As you can see here a check digit according to check digit procedure ISO7064 MOD 11,10 has to be attached to blood bag numbers prior to delivery as haemotherapeutic drug. In Croatia the same check digit is used as a personal identification number (also known as OIB). Some hybrid systems based on the same standard are also used in banks and probably on many other places for various purposes.
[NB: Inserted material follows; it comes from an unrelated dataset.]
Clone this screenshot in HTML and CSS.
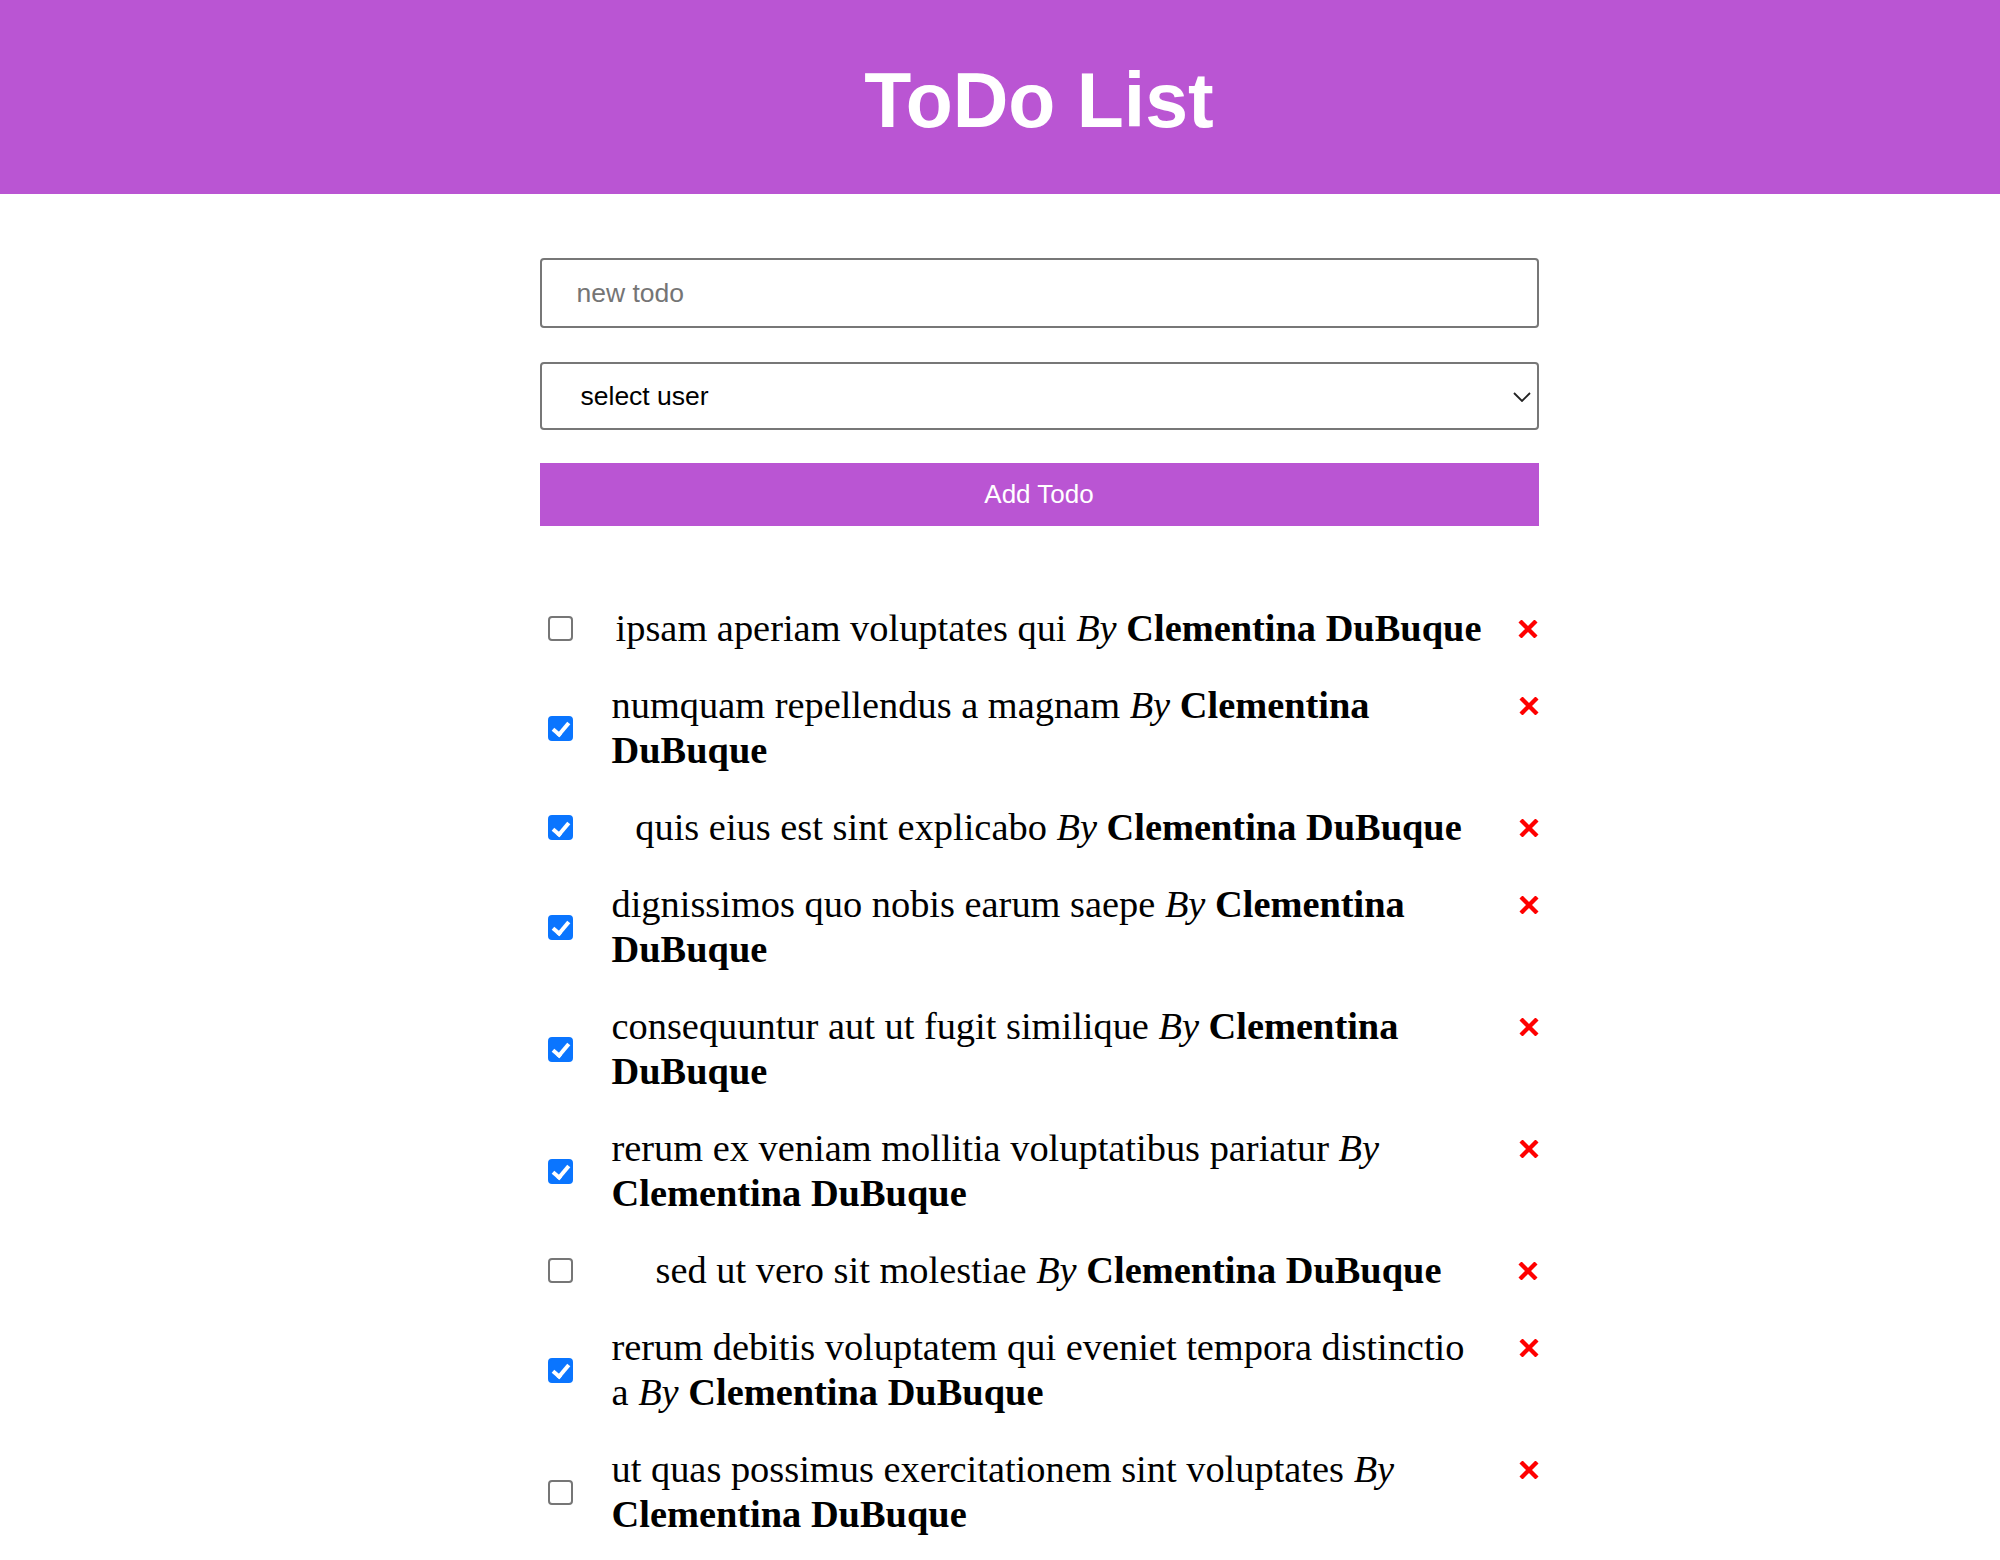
FILE: index.html
```html
<!DOCTYPE html>
<html lang="en">
<head>
<meta charset="utf-8">
<title>ToDo List</title>
<link rel="stylesheet" href="styles.css">
</head>
<body>
<header class="app-header">
  <h1 class="app-title">ToDo List</h1>
</header>
<main class="page">
  <div class="container">
    <form class="todo-form">
      <input class="todo-input" type="text" placeholder="new todo">
      <div class="select-wrap">
        <select class="user-select">
          <option>select user</option>
        </select>
        <svg class="select-arrow" width="18" height="10" viewBox="0 0 18 10"><path d="M1 1 L9 9 L17 1" fill="none" stroke="#222" stroke-width="1.8"/></svg>
      </div>
      <button class="add-btn" type="button">Add Todo</button>
    </form>
    <ul class="todo-list">
      <li class="todo-item"><input class="todo-check" type="checkbox"><span class="todo-text">ipsam aperiam voluptates qui <i>By</i> <b>Clementina DuBuque</b></span><span class="todo-del"><svg width="20" height="18" viewBox="0 0 20 18"><path d="M2 1 L18 17 M18 1 L2 17" stroke="#ff0000" stroke-width="4.3"/></svg></span></li>
      <li class="todo-item"><input class="todo-check" type="checkbox" checked><span class="todo-text">numquam repellendus a magnam <i>By</i> <b>Clementina DuBuque</b></span><span class="todo-del"><svg width="20" height="18" viewBox="0 0 20 18"><path d="M2 1 L18 17 M18 1 L2 17" stroke="#ff0000" stroke-width="4.3"/></svg></span></li>
      <li class="todo-item"><input class="todo-check" type="checkbox" checked><span class="todo-text">quis eius est sint explicabo <i>By</i> <b>Clementina DuBuque</b></span><span class="todo-del"><svg width="20" height="18" viewBox="0 0 20 18"><path d="M2 1 L18 17 M18 1 L2 17" stroke="#ff0000" stroke-width="4.3"/></svg></span></li>
      <li class="todo-item"><input class="todo-check" type="checkbox" checked><span class="todo-text">dignissimos quo nobis earum saepe <i>By</i> <b>Clementina DuBuque</b></span><span class="todo-del"><svg width="20" height="18" viewBox="0 0 20 18"><path d="M2 1 L18 17 M18 1 L2 17" stroke="#ff0000" stroke-width="4.3"/></svg></span></li>
      <li class="todo-item"><input class="todo-check" type="checkbox" checked><span class="todo-text">consequuntur aut ut fugit similique <i>By</i> <b>Clementina DuBuque</b></span><span class="todo-del"><svg width="20" height="18" viewBox="0 0 20 18"><path d="M2 1 L18 17 M18 1 L2 17" stroke="#ff0000" stroke-width="4.3"/></svg></span></li>
      <li class="todo-item"><input class="todo-check" type="checkbox" checked><span class="todo-text">rerum ex veniam mollitia voluptatibus pariatur <i>By</i> <b>Clementina DuBuque</b></span><span class="todo-del"><svg width="20" height="18" viewBox="0 0 20 18"><path d="M2 1 L18 17 M18 1 L2 17" stroke="#ff0000" stroke-width="4.3"/></svg></span></li>
      <li class="todo-item"><input class="todo-check" type="checkbox"><span class="todo-text">sed ut vero sit molestiae <i>By</i> <b>Clementina DuBuque</b></span><span class="todo-del"><svg width="20" height="18" viewBox="0 0 20 18"><path d="M2 1 L18 17 M18 1 L2 17" stroke="#ff0000" stroke-width="4.3"/></svg></span></li>
      <li class="todo-item"><input class="todo-check" type="checkbox" checked><span class="todo-text">rerum debitis voluptatem qui eveniet tempora distinctio a <i>By</i> <b>Clementina DuBuque</b></span><span class="todo-del"><svg width="20" height="18" viewBox="0 0 20 18"><path d="M2 1 L18 17 M18 1 L2 17" stroke="#ff0000" stroke-width="4.3"/></svg></span></li>
      <li class="todo-item"><input class="todo-check" type="checkbox"><span class="todo-text">ut quas possimus exercitationem sint voluptates <i>By</i> <b>Clementina DuBuque</b></span><span class="todo-del"><svg width="20" height="18" viewBox="0 0 20 18"><path d="M2 1 L18 17 M18 1 L2 17" stroke="#ff0000" stroke-width="4.3"/></svg></span></li>
    </ul>
  </div>
</main>
</body>
</html>
```
FILE: styles.css
```css
* { box-sizing: border-box; }
html, body { margin: 0; padding: 0; background: #fff; }
body { font-family: "Liberation Serif", "Times New Roman", serif; color: #000; }

.app-header {
  height: 194px;
  background: #ba55d3;
  display: flex;
  align-items: center;
  justify-content: center;
  padding-left: 78px;
}
.app-title {
  margin: 0;
  color: #fff;
  font-family: "Liberation Sans", Arial, sans-serif;
  font-weight: bold;
  font-size: 77px;
  line-height: 1;
  padding-top: 6px;
}

.page {
  display: flex;
  justify-content: center;
  padding-left: 78px;
}
.container { width: 999px; }

.todo-form {
  display: flex;
  flex-direction: column;
  margin-top: 64px;
}
.todo-input, .user-select {
  width: 100%;
  border: 2px solid #777;
  border-radius: 4px;
  background: #fff;
  font-family: "Liberation Sans", Arial, sans-serif;
  font-size: 26.5px;
  color: #000;
  outline: none;
}
.todo-input {
  height: 70px;
  padding: 0 0 0 35px;
}
.todo-input::placeholder { color: #757575; }

.select-wrap {
  position: relative;
  margin-top: 34px;
}
.user-select {
  display: block;
  height: 68px;
  padding: 0 0 0 39px;
  appearance: none;
  -webkit-appearance: none;
}
.select-arrow {
  position: absolute;
  right: 8px;
  top: 30px;
  pointer-events: none;
}

.add-btn {
  margin-top: 33px;
  height: 63px;
  border: none;
  border-radius: 0;
  background: #ba55d3;
  color: #fff;
  font-family: "Liberation Sans", Arial, sans-serif;
  font-size: 26px;
  padding: 0;
}

.todo-list {
  list-style: none;
  margin: 80px 0 0;
  padding: 0;
  display: flex;
  flex-direction: column;
  gap: 32px;
}
.todo-item {
  display: flex;
  align-items: center;
  justify-content: space-between;
}
.todo-check {
  appearance: none;
  -webkit-appearance: none;
  flex: none;
  width: 25px;
  height: 25px;
  margin: 0 39px 0 8px;
  border: 2px solid #767676;
  border-radius: 4px;
  background: #fff;
  position: relative;
}
.todo-check:checked {
  background: #0a75ff;
  border-color: #0a75ff;
}
.todo-check:checked::after {
  content: "";
  position: absolute;
  left: 6.5px;
  top: 1.5px;
  width: 6px;
  height: 13px;
  border-right: 4px solid #fff;
  border-bottom: 4px solid #fff;
  transform: rotate(40deg);
}
.todo-text {
  flex: 0 1 auto;
  font-size: 38.4px;
  line-height: 45px;
}
.todo-text b { font-weight: bold; }
.todo-del {
  flex: none;
  align-self: flex-start;
  height: 45px;
  width: 20px;
  margin-left: 33px;
  display: flex;
  align-items: center;
}
.todo-del svg { display: block; }
```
There is nothing special in this algorithm, but today I found a blog post by Domagoj Pavlešić where he has provided OIB check validity algorithm written is several programming languages (he even wrote a web service which can be used for free). Although there is nothing wrong with his algorithms, I decided to write my own version of the algorithm because I didn't like his C# version (it's is too long) and because F# version was missing (I love F#) :)
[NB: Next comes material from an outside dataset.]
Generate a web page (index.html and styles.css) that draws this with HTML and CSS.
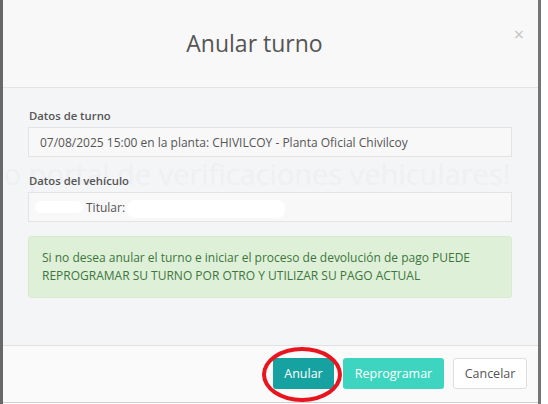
FILE: index.html
```html
<!DOCTYPE html>
<html lang="es">
<head>
    <meta charset="UTF-8">
    <meta name="viewport" content="width=device-width, initial-scale=1.0">
    <title>Anular turno</title>
    <link rel="stylesheet" href="styles.css">
</head>
<body>
    <div class="frame">
        <div class="modal">
            <div class="modal-header">
                <h2>Anular turno</h2>
                <span class="close">&times;</span>
            </div>

            <div class="modal-body">
                <!-- page behind the dialog, faintly visible -->
                <div class="ghost">
                    <p class="ghost-title">evo portal de verificaciones vehiculares!</p>
                </div>

                <label class="field-label">Datos de turno</label>
                <div class="field">07/08/2025 15:00 en la planta: CHIVILCOY - Planta Oficial Chivilcoy</div>

                <label class="field-label">Datos del vehículo</label>
                <div class="field field-vehicle">
                    <span class="redact redact-a"></span>
                    <span>Titular:</span>
                    <span class="redact redact-b"></span>
                </div>

                <div class="alert">
                    Si no desea anular el turno e iniciar el proceso de devolución de pago PUEDE REPROGRAMAR SU TURNO POR OTRO Y UTILIZAR SU PAGO ACTUAL
                </div>
            </div>

            <div class="modal-footer">
                <button class="btn btn-cancel-turn">Anular</button>
                <button class="btn btn-reprogram">Reprogramar</button>
                <button class="btn btn-default">Cancelar</button>
                <span class="mark"></span>
            </div>
        </div>
    </div>
</body>
</html>
```

FILE: styles.css
```css
* {
    margin: 0;
    padding: 0;
    box-sizing: border-box;
    font-family: "Open Sans", Arial, sans-serif;
}

body {
    background-color: #ffffff;
    overflow: hidden;
}

.frame {
    width: 541px;
    height: 404px;
    border-left: 3px solid #686868;
    border-right: 3px solid #747474;
}

.modal {
    background: #f4f5f7;
    height: 403px;
    border-bottom: 1px solid #d0d0d0;
}

.modal-header {
    position: relative;
    height: 88px;
    background: #f8f8f8;
    border-bottom: 1px solid #e4e4e4;
    display: flex;
    align-items: center;
    justify-content: center;
}

.modal-header h2 {
    font-size: 23px;
    font-weight: 400;
    color: #555;
    margin-top: -2px;
    margin-right: 32px;
}

.close {
    position: absolute;
    top: 22px;
    right: 14px;
    font-size: 18px;
    color: #c4c4c4;
}

.modal-body {
    position: relative;
    padding: 20px 25px 47px 25px;
}

.ghost {
    position: absolute;
    top: 0;
    left: 0;
    right: 0;
    bottom: 0;
    overflow: hidden;
    color: #eef0f2;
}

.ghost p {
    position: absolute;
    white-space: nowrap;
}

.ghost-title {
    top: 66px;
    left: -30px;
    font-size: 29px;
}

.field-label {
    position: relative;
    display: block;
    font-size: 11.3px;
    font-weight: 600;
    color: #555;
    margin-bottom: 4px;
    padding-left: 1px;
}

.field {
    position: relative;
    height: 30px;
    background: #f8f8f8;
    border: 1px solid #e3e3e3;
    padding: 0 11px;
    font-size: 12px;
    color: #555;
    display: flex;
    align-items: center;
    margin-bottom: 16px;
    margin-right: 1px;
}

.field-vehicle {
    gap: 2px;
    padding-left: 6px;
    margin-bottom: 14px;
}

.redact {
    display: inline-block;
    height: 12px;
    background: #ffffff;
    border-radius: 6px;
}

.redact-a {
    width: 48px;
    margin-right: 1px;
}

.redact-b {
    width: 158px;
    height: 18px;
    border-radius: 8px;
    margin-top: 4px;
}

.alert {
    position: relative;
    background: #dff0d8;
    border: 1px solid #d6ebcb;
    border-radius: 3px;
    color: #3c763d;
    font-size: 12px;
    line-height: 18px;
    padding: 12px 13px 12px 13px;
    margin-right: 1px;
}

.modal-footer {
    position: relative;
    height: 57px;
    background: #fafafa;
    border-top: 1px solid #e2e2e2;
    display: flex;
    justify-content: flex-end;
    align-items: center;
    gap: 9px;
    padding-right: 11px;
    padding-bottom: 2px;
}

.btn {
    height: 31px;
    font-size: 12.5px;
    border-radius: 3px;
    border: 1px solid transparent;
    padding: 0 8px;
    color: #ffffff;
}

.btn-cancel-turn {
    background: #17a2a2;
    width: 61px;
}

.btn-reprogram {
    background: #3dd5c0;
    width: 101px;
}

.btn-default {
    background: #ffffff;
    border-color: #dedede;
    color: #555;
    width: 74px;
}

.mark {
    position: absolute;
    left: 259px;
    top: 1px;
    width: 80px;
    height: 55px;
    border: 4px solid #e8141e;
    border-radius: 50%;
}
```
First the C# version which is shorter because Enumerable.Aggregate method is used instead of for loop:
private static bool CheckOib(string oib)
{
if (oib.Length != 11) return false;
long oibL;
int[] digits;
if (long.TryParse(oib, out oibL))
digits = Array.ConvertAll(oib.ToCharArray(), c => Int32.Parse(c.ToString()));
else return false;
return digits[10] ==
11 - digits.Take(10)
.Aggregate(10, (x1, x2) => ((x1 + x2) % 10 == 0 ? 10 : (x1 + x2) % 10) * 2 % 11);
}
And then the F# version:
open System
let modulo10 x1 x2 = if (x1 + x2) % 10 = 0 then 10 else (x1 + x2) % 10
let digits s = s |> Seq.map(string >> int) |> Seq.to_list |> List.rev
let CheckOib (x:String) =
if x.Length <> 11 then false
else
let succ, value = Int64.TryParse(x)
if succ then
let l = digits x
l.Head = 11 - (l.Tail |> List.fold(fun x1 x2 -> (modulo10 x1 x2) * 2 % 11) 10)
else
false
Console.WriteLine(CheckOib "your_oib")